Many of the projects promoted in recent years are therefore trying to incorporate environmental compatibility. In addition, the difficult living conditions of migrant construction workers in Dubai is a topics that is receiving more media attention. Nevertheless, there are development projects on these Islands, that are starting to take shape Initially, there was only one island that had been developed. The villa served as a show house to promote the project. 

In summer 2012, the Royal Island Beach Club opened on Lebanon island. The club hosts daytime tourists that can get there by boat. The biggest project however was announced in 2014. An Austrian real estate investor plans to develope a number of projects on the European islands. The project is called “The Heart of Europe”. And the goal is to create kind of a mini version of Europe. 

With luxurious hotels that are inspired by places like Venice or Monaco. In addition to a number of restaurants with European food, the investor also plans to build a plaza on the Swiss island where there will be artificial snow falling. The project is currently under construction and time will tell whether it will bring the desired economic success. 

There are risky development projects almost everywhere in the world. And everywhere in the world, some of them fail. In Urban development, prestige projects often serve a greater role than being financially successful by their own as they can attract tourists to a region and therefore support the greater local economy in a variety of ways. In addition to attracting tourism, such prestige projects also often serve as national pride. 
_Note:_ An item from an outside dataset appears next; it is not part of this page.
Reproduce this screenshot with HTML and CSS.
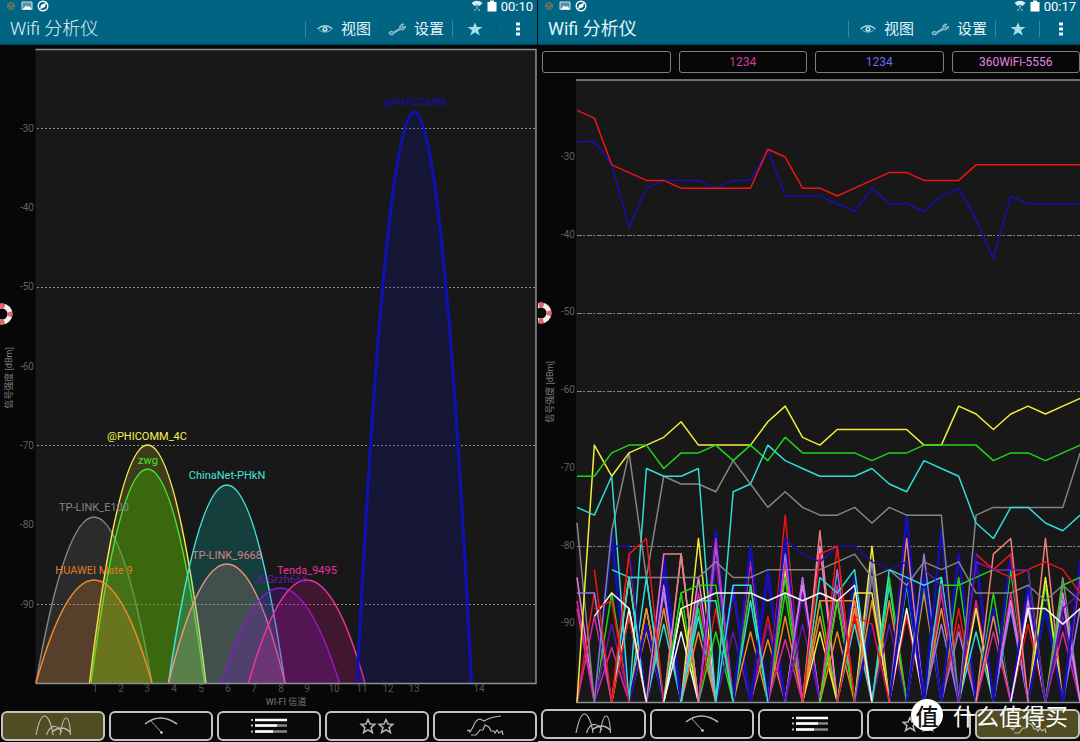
FILE: index.html
```html
<!DOCTYPE html>
<html lang="zh-CN">
<head>
<meta charset="utf-8">
<title>Wifi 分析仪</title>
<link rel="stylesheet" href="styles.css">
</head>
<body>
<svg class="defs" aria-hidden="true">
  <symbol id="i-ring" viewBox="0 0 12 12"><circle cx="6" cy="6" r="3.500" fill="#3c5f5c" stroke="#6d8278"/><path d="M3.500 5.500Q6 8.500 8.500 5.500" fill="none" stroke="#8f9a84"/></symbol>
  <symbol id="i-pic" viewBox="0 0 12 12"><path d="M1 2h10v7.500H1z" fill="#5d8ea5" stroke="#c5e2ec"/><path d="M2 9l3-3.500 2 1.500 1.500-1L10.500 9z" fill="#fff"/></symbol>
  <symbol id="i-nav" viewBox="0 0 12 12"><circle cx="6" cy="6" r="4.800" fill="none" stroke="#fff" stroke-width="1.400"/><path d="M9.300 2.600L8 7 3 9.200 4 5z" fill="#fff"/></symbol>
  <symbol id="i-wifi" viewBox="0 0 12 12"><path d="M.5 3Q6-1.500 11.500 3L8.500 6 6 4.500 3.500 6z" fill="#d8eef5"/><path d="M6 5v4M4 9v2M8 9v2" stroke="#b5d6e2"/></symbol>
  <symbol id="i-bat" viewBox="0 0 10 12"><path d="M3 .5h4v1.500h2.500v9.500h-9V2H3z" fill="#fff"/></symbol>
  <symbol id="i-eye" viewBox="0 0 16 12"><path d="M.5 6Q8-.5 15.500 6" fill="none" stroke="#a9d2df" stroke-width="1.300"/><path d="M2 7Q8 11.500 14 7" fill="none" stroke="#7cb0c0"/><circle cx="8" cy="6.300" r="2.500" fill="#c5e4ee"/><circle cx="8" cy="6" r="1" fill="#0a5068"/></symbol>
  <symbol id="i-wrench" viewBox="0 0 20 14"><path d="M2 12.500L1 10.500 3.500 9 6 10 13.500 5.500 13 3 15.500 1 17.500 1 15.500 3 16.500 5 19.500 3.500 19 5.500 16.500 7.500 13.500 7 6.500 11.200 5.500 13z" fill="#4f8b9d" stroke="#b9dde8" stroke-width=".9"/></symbol>
  <symbol id="i-star" viewBox="0 0 16 14"><path d="M8 .5l2 4.500h5.500L11 8.300l1.800 5.200L8 10.500l-4.800 3L5 8.300.5 5H6z" fill="#a9dcea"/></symbol>
  <symbol id="i-dots" viewBox="0 0 4 14"><path d="M0 .5h4v3H0zM0 5.500h4v3H0zM0 10.500h4v3H0z" fill="#f2fbff"/></symbol>
  <symbol id="i-graph" viewBox="0 0 38 22"><path d="M2 20C5 5 8 1 10.500 1S17 6 19 20M12.500 20C15 13 18 11 21 11.500S27 15 28 17M26 20C28 8 30 3 32 3S36 8 36.500 20M18 17Q28 9 36 17"/></symbol>
  <symbol id="i-meter" viewBox="0 0 38 22"><path d="M3 9Q18-3 35 9" stroke-width="1.600"/><path d="M9 6L19 17" stroke-width=".9"/><circle cx="19.500" cy="17.500" r="1.300" fill="#ddd" stroke="none"/></symbol>
  <symbol id="i-list" viewBox="0 0 38 22"><path d="M1 5h2M1 10.500h2M1 16.500h2" stroke-width="2"/><path d="M5 10.500h32M5 16.500h32" stroke="#888" stroke-width="2.400"/><path d="M5 5h32M5 10.500h22M5 16.500h18" stroke="#fff" stroke-width="2.400"/></symbol>
  <symbol id="i-stars" viewBox="0 0 38 22"><path d="M10 4.500l2 4.500 4.800.3-3.800 3.300 1.500 4.900-4.500-2.700-4.500 2.700L7 12.600 3.200 9.300 8 9zM28 4.500l2 4.500 4.800.3-3.800 3.300 1.500 4.900-4.500-2.700-4.500 2.700 1.500-4.900-3.800-3.300L26 9z" stroke-width="1.500"/></symbol>
  <symbol id="i-time" viewBox="0 0 38 22"><path d="M1 16l2-1 1 2 3-5q3-8 7-8l4 2q6-4 17-5"/><path d="M5 20h5l4-5 3 0 2-5 4 2 2 4h3l1 2 2-3 2 3 3-2 1 4"/></symbol>
  <symbol id="i-buoy" viewBox="0 0 24 24"><circle cx="12" cy="12" r="8" fill="none" stroke="#f6eeee" stroke-width="5"/><circle cx="12" cy="12" r="8" fill="none" stroke="#e2646e" stroke-width="5" stroke-dasharray="5 7.560" stroke-dashoffset="2.500"/></symbol>
</svg>

<main class="screens">
  <section class="phone">
    <header class="top">
      <div class="status">
        <svg class="s-icon"><use href="#i-ring"/></svg><svg class="s-icon"><use href="#i-pic"/></svg><svg class="s-icon"><use href="#i-nav"/></svg>
        <span class="grow"></span>
        <svg class="s-icon"><use href="#i-wifi"/></svg><svg class="s-bat"><use href="#i-bat"/></svg><time>00:10</time>
      </div>
      <div class="bar">
        <h1>Wifi 分析仪</h1>
        <button class="act view"><svg class="eye"><use href="#i-eye"/></svg>视图</button>
        <button class="act faint"><svg class="wrench"><use href="#i-wrench"/></svg>设置</button>
        <button class="act fav" aria-label="收藏"><svg class="star"><use href="#i-star"/></svg></button>
        <button class="act faint more" aria-label="更多"><svg class="dots"><use href="#i-dots"/></svg></button>
      </div>
    </header>
    <svg class="chart" viewBox="0 45 537 665" role="img" aria-label="Wi-Fi 信道图">
      <rect x="35.500" y="49" width="500.500" height="634.500" fill="#181818"/>
      <g class="grid">
        <path d="M37 128.500H535M37 287.500H535M37 445.500H535M37 604.500H535"/>
      </g>
      <g class="curves">
        <path stroke="#858585" fill="#8585852e" d="M36 683Q94 351 152 683"/>
        <path stroke="#f6f050" fill="#e8e03030" d="M89.500 683Q147.500 207 206 683"/>
        <path stroke="#42ea2c" fill="#36a00070" d="M91 683Q147.500 255 204.500 683"/>
        <path stroke="#f08a2c" fill="#f08a2c38" d="M36 683Q94 477 152 683"/>
        <path stroke="#48e2dc" fill="#0cc8c438" d="M168.500 683Q227 287 285 683"/>
        <path stroke="#f09088" fill="#e0908838" d="M168.500 683Q227 445 285 683"/>
        <path stroke="#861cc8" fill="#7a10d040" d="M221.500 683Q280 493 339.500 683"/>
        <path stroke="#f0349c" fill="#d0148838" d="M248.500 683Q307 477 365 683"/>
        <path stroke="#1010b8" stroke-width="3" fill="#1010c030" d="M357 683Q414.500-459 471.500 683"/>
      </g>
      <path class="frame" d="M35.500 49.500H536V683.500H35.500"/>
      <g class="names">
        <text x="147" y="440" fill="#f6f050">@PHICOMM_4C</text>
        <text x="148" y="464" fill="#42ea2c">zwg</text>
        <text x="94" y="511" fill="#858585">TP-LINK_E100</text>
        <text x="94" y="574" fill="#e07c20">HUAWEI Mate 9</text>
        <text x="227" y="479" fill="#48e2dc">ChinaNet-PHkN</text>
        <text x="227" y="559" fill="#d88480">TP-LINK_9668</text>
        <text x="281" y="583" fill="#6518b0">JCGrzh666</text>
        <text x="307" y="574" fill="#e8349c">Tenda_9495</text>
        <text x="415" y="106" fill="#1212a8">@PHICOMM</text>
      </g>
      <g class="ticks end">
        <text x="34" y="132">-30</text><text x="34" y="211">-40</text><text x="34" y="290">-50</text><text x="34" y="370">-60</text><text x="34" y="449">-70</text><text x="34" y="528">-80</text><text x="34" y="608">-90</text>
      </g>
      <g class="ticks">
        <text x="95" y="692">1</text><text x="121" y="692">2</text><text x="147" y="692">3</text><text x="174" y="692">4</text><text x="201" y="692">5</text><text x="228" y="692">6</text><text x="254" y="692">7</text><text x="281" y="692">8</text><text x="307" y="692">9</text><text x="334" y="692">10</text><text x="362" y="692">11</text><text x="388" y="692">12</text><text x="414" y="692">13</text><text x="479" y="692">14</text>
        <text x="286" y="705" class="lit">WI-FI 信道</text>
        <text transform="translate(12 378) rotate(-90)" class="lit">信号强度 [dBm]</text>
      </g>
      <use href="#i-buoy" x="-10" y="302" width="24" height="24"/>
    </svg>
    <nav class="tabs">
      <button class="tab on" aria-label="信道图"><svg><use href="#i-graph"/></svg></button>
      <button class="tab" aria-label="信号计"><svg><use href="#i-meter"/></svg></button>
      <button class="tab" aria-label="列表"><svg><use href="#i-list"/></svg></button>
      <button class="tab" aria-label="评分"><svg><use href="#i-stars"/></svg></button>
      <button class="tab" aria-label="时间图"><svg><use href="#i-time"/></svg></button>
    </nav>
  </section>

  <section class="phone second">
    <header class="top">
      <div class="status">
        <svg class="s-icon"><use href="#i-ring"/></svg><svg class="s-icon"><use href="#i-pic"/></svg><svg class="s-icon"><use href="#i-nav"/></svg>
        <span class="grow"></span>
        <svg class="s-icon"><use href="#i-wifi"/></svg><svg class="s-bat"><use href="#i-bat"/></svg><time>00:17</time>
      </div>
      <div class="bar">
        <h1>Wifi 分析仪</h1>
        <button class="act view"><svg class="eye"><use href="#i-eye"/></svg>视图</button>
        <button class="act none"><svg class="wrench"><use href="#i-wrench"/></svg>设置</button>
        <button class="act fav" aria-label="收藏"><svg class="star"><use href="#i-star"/></svg></button>
        <button class="act more" aria-label="更多"><svg class="dots"><use href="#i-dots"/></svg></button>
      </div>
    </header>
    <div class="legend">
      <button class="chip" aria-label="空"></button>
      <button class="chip magenta">1234</button>
      <button class="chip blue">1234</button>
      <button class="chip pink">360WiFi-5556</button>
    </div>
    <svg class="chart" viewBox="538 78 542 630" role="img" aria-label="信号时间图">
      <rect x="576" y="80" width="504" height="622" fill="#181818"/>
      <g class="grid dense">
        <path d="M577 235.500H1080M577 313.500H1080M577 391.500H1080M577 546.500H1080"/>
      </g>
      <g id="lines" class="lines"></g>
      <path class="frame" d="M576 80H1080M576 702.500H1080"/>
      <g class="ticks end">
        <text x="575" y="160">-30</text><text x="575" y="238">-40</text><text x="575" y="315">-50</text><text x="575" y="393">-60</text><text x="575" y="471">-70</text><text x="575" y="549">-80</text><text x="575" y="626">-90</text>
      </g>
      <g class="ticks"><text transform="translate(553 392) rotate(-90)" class="lit">信号强度 [dBm]</text></g>
      <use href="#i-buoy" x="529" y="301" width="24" height="24"/>
    </svg>
    <nav class="tabs">
      <button class="tab" aria-label="信道图"><svg><use href="#i-graph"/></svg></button>
      <button class="tab" aria-label="信号计"><svg><use href="#i-meter"/></svg></button>
      <button class="tab" aria-label="列表"><svg><use href="#i-list"/></svg></button>
      <button class="tab" aria-label="评分"><svg><use href="#i-stars"/></svg></button>
      <button class="tab on" aria-label="时间图"><svg><use href="#i-time"/></svg></button>
    </nav>
    <div class="mark"><span class="seal">值</span><span>什么值得买</span></div>
  </section>
</main>
<script src="lines.js"></script>
</body>
</html>
```
FILE: styles.css
```css
* { box-sizing: border-box; }
body {
  margin: 0;
  background: #070707;
  font-family: Roboto, "Noto Sans CJK SC", sans-serif;
}
.defs { position: absolute; width: 0; height: 0; }
.screens {
  display: grid;
  grid-template-columns: 537fr 542fr;
  gap: 1px;
}
.phone {
  position: relative;
  display: flex;
  flex-direction: column;
  min-width: 0;
  overflow: hidden;
}
.second { border-bottom: 1px solid #d8d0d0; }
button {
  margin: 0;
  padding: 0;
  border: 0;
  background: none;
  color: inherit;
  font: inherit;
}

.top {
  height: 45px;
  background: linear-gradient(#006482 94%, #004a62);
  color: #e2f4fa;
}
.status {
  display: flex;
  align-items: flex-start;
  gap: 4px;
  height: 13px;
  padding: 0 4px 0 5px;
}
.s-icon { width: 12px; height: 12px; }
.s-bat { width: 10px; height: 12px; }
.grow { flex: 1; }
time { font-size: 13px; line-height: 15px; margin-top: -1px; color: #fff; }
.bar {
  display: flex;
  align-items: center;
  height: 32px;
  padding-left: 10px;
}
h1 {
  flex: 1;
  margin: 0;
  font-size: 18px;
  font-weight: 300;
  line-height: 24px;
}
.second h1 { font-weight: 400; }
.act {
  display: flex;
  align-items: center;
  gap: 8px;
  height: 16px;
  padding: 0 8px 0 7px;
  border-left: 1px solid #3a88a0;
  font-size: 15px;
  line-height: 16px;
}
.view { padding: 0 9px 0 11px; }
.faint { border-color: #0d566e; }
.none { border-color: transparent; }
.fav { padding: 0 13px 0 14px; }
.more { padding: 0 17px 0 19px; }
.eye { width: 16px; height: 12px; }
.wrench { width: 18px; height: 13px; }
.star { width: 16px; height: 14px; }
.dots { width: 4px; height: 14px; }

.chart { display: block; width: 100%; height: auto; overflow: hidden; }
.grid { stroke: #8a8a8a; stroke-width: 1; stroke-dasharray: 2 2; }
.dense { stroke-dasharray: 5 1 2 2; stroke: #808080; }
.curves path { stroke-linejoin: round; }
.curves { stroke-width: 1.5px; }
.frame { fill: none; stroke: #8c908e; stroke-width: 1.5px; }
.names { font-size: 11px; text-anchor: middle; }
.ticks { font-size: 10px; fill: #555; text-anchor: middle; }
.end { text-anchor: end; fill: #626262; }
.lit { font-size: 9px; fill: #7c7c7c; }
.lines { fill: none; stroke-width: 1.5px; stroke-linejoin: round; }
.lines .wide { stroke-width: 2.5px; }

.legend {
  display: grid;
  grid-template-columns: repeat(4, 1fr);
  gap: 8px;
  padding: 6px 0 5px 4px;
}
.chip {
  height: 22px;
  border: 1px solid #7e7e7e;
  border-radius: 3px;
  font-size: 12px;
  line-height: 20px;
}
.magenta { color: #d23aa0; }
.blue { color: #6c6cf0; }
.pink { color: #e684e0; }

.tabs {
  display: grid;
  grid-template-columns: repeat(5, 1fr);
  gap: 4px;
  padding: 1px 0 1px 1px;
}
.second .tabs { padding: 1px 0 1px 3px; }
.tab {
  display: flex;
  align-items: center;
  justify-content: center;
  height: 30px;
  border: 2px solid #c4c2c2;
  border-radius: 6px;
  background: #090909;
}
.on { background: #504d22; }
.tab svg {
  width: 38px;
  height: 22px;
  fill: none;
  stroke: #b8b8b0;
  stroke-width: 1.2px;
}
.mark {
  position: absolute;
  right: 12px;
  bottom: 10px;
  display: flex;
  align-items: center;
  gap: 10px;
  color: #fff;
  font-family: "Noto Sans CJK SC", sans-serif;
  font-size: 23px;
  line-height: 32px;
  font-weight: 400;
}
.seal {
  width: 32px;
  border-radius: 50%;
  background: #fff;
  color: #111;
  text-align: center;
  font-weight: 500;
}
```
FILE: lines.js
```js
const FLOOR = 100;
const colors = {
  r: '#f01414', b: '#1410b4', y: '#f2ee3c', g: '#20d418', c: '#30dcd8',
  a: '#858585', w: '#f6f6f6', m: '#d828a0', p: '#f07ce0', s: '#f08078',
  o: '#f08828', v: '#8c7cf0', u: '#6414b4'
};

// [colour, first sample, levels in -dBm]
const series = [
  ['b', 0, '28 28 31 39 34 33 33 33 34 33 33 29 35 35 35 36 37 34 36 36 37 35 34 38 43 35 36 36 36 36'],
  ['r', 0, '24 25 31 32 33 33 34 34 34 34 34 29 30 34 34 35 34 33 32 32 33 33 33 31 31 31 31 31 31 31'],
  ['a', 0, '77 100 78 68 84 71 72 72 73 69 72 75 73 75 76 76 75 77 75 76 76 76 100 76 75 75 75 75 75 68'],
  ['y', 0, '100 67 71 68 67 66 64 67 67 67 67 64 62 66 67 65 65 65 65 65 67 67 62 63 65 63 62 63 62 61'],
  ['g', 0, '71 71 68 67 67 70 68 68 67 69 67 69 66 68 68 68 68 69 68 68 67 67 67 67 69 68 68 69 68 67'],
  ['c', 0, '75 76 71 100 70 71 71 70 100 73 72 67 69 70 71 71 71 70 72 73 69 70 71 77 79 75 75 77 78 76'],
  ['a', 3, '84 84 84 84 84 82 84 84 83 83 83 83 82 81 84 83 85 82 83 82 86 86 86 85 87 85 87'],
  ['b', 2, '80 80 100'],
  ['b', 11, '100 79 81 82 80 80 82 83 82 100'],
  ['c', 2, '83 84 84 100'],
  ['v', 0, '86 86 100'],
  ['s', 4, '100 81 81 100'],
  ['c', 8, '100 85 85 100'],
  ['g', 5, '100 86 85 85 100'],
  ['c', 6, '100 87 87 100'],
  ['c', 13, '100 84 86 83 100 83 84 85 84 100'],
  ['y', 15, '100 86 86 100'],
  ['o', 13, '100 87 87 87 100'],
  ['r', 13, '100 81 80 100'],
  ['r', 15, '100 89 90 100'],
  ['r', 2, '100 81 79 100'],
  ['g', 21, '85 85 84 83 83 83 100 85 84 83'],
  ['r', 23, '82 83 84 83 82 83 86'],
  ['r', 23, '81 83 81 100'],
  ['s', 23, '100 81 79 100'],
  ['u', 20, '83 85 100 82 83 83 83 100 88 86'],
  ['w', 5, '100 88 87 86 86 86 87 86 87 86 87 85 100'],
  ['w', 1, '89 86 88 100'],
  ['w', 25, '100 88 88 90 88'],
  ['r', 1, '83 100'],
  ['r', 1, '88 87 100']
];

// levels seen at each sample by stations that fade in and out
const bursts = [
  'p84 m87 m88', 'r86 m89', 'g86 u90 m93 b78 b79', 'r81 y84 c84 g89 w88 r89', 'c84 y88 o88 o91 b90',
  'b81 m86 o88 c90 v86 p85 b83', 'v81 s81 g86 y88 w91', 'y79 m86 g88 c89 o91 p84', 'b78 u82 r88 g91 v80 m79',
  'c85 u86 u91 b85', 'm82 r85 o91 c87 g85 b80', 'r89 o92 u90 b83 b84', 'r76 b79 y83 g84 g86 o89 m92 v81 m82',
  'm84 v84 p85 u86 u90', 's78 p80 g87 o89 y91', 'r80 v83 m85 o91 y87 g87', 'm87 o88 r89 c90 b84', 'v82 y80 o87 b90 a84',
  'c85 o87 u90 g84', 'b76 c85 r89 w88 s79 b84', 'u84 o86 g85 v81 b84', 'm86 o88 r85 v90 c84 b78', 'r88 r90 v91 g84 b81',
  'u82 m87 c91 y88 b81', 'g86 b88 o89 m91', 'g83 m86 p87 v88 b81', 'r90 v86 p87 w88 b85', 's79 m88 g85 y84 b88',
  'm91 u89 v87 a84 p86', 'u88 m84 v88 b82'
];

const x = i => 577 + i * 17.35;
const y = db => db * 7.785 - 76.5;
const group = document.getElementById('lines');

function draw(color, points, wide) {
  const line = document.createElementNS('http://www.w3.org/2000/svg', 'polyline');
  line.setAttribute('stroke', colors[color]);
  if (wide) line.setAttribute('class', 'wide');
  line.setAttribute('points', points.map(([i, db]) => x(i) + ',' + y(db)).join(' '));
  group.append(line);
}

bursts.forEach((list, i) => list.split(' ').forEach(item => {
  const tent = [[i - 1, FLOOR], [i, +item.slice(1)], [i + 1, FLOOR]];
  draw(item[0], tent.filter(p => p[0] >= 0), item[0] === 'b');
}));
series.forEach(([color, start, levels]) => {
  draw(color, levels.split(' ').map((db, k) => [start + k, +db]));
});
```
Or they intend to symbolise the start of a new era, for example by using new construction methods or by breaking world records. Now if Dubai is questioned for creating planned landmarks, then the same criticism must certainly be applied elsewhere as well. But still the question remains, how these projects that changed the coastal landscape of Dubai will be viewed in retrospect. At a time when Dubais growth slows down and when the ambitious dream that this city represents stops being built and just has to be just lived.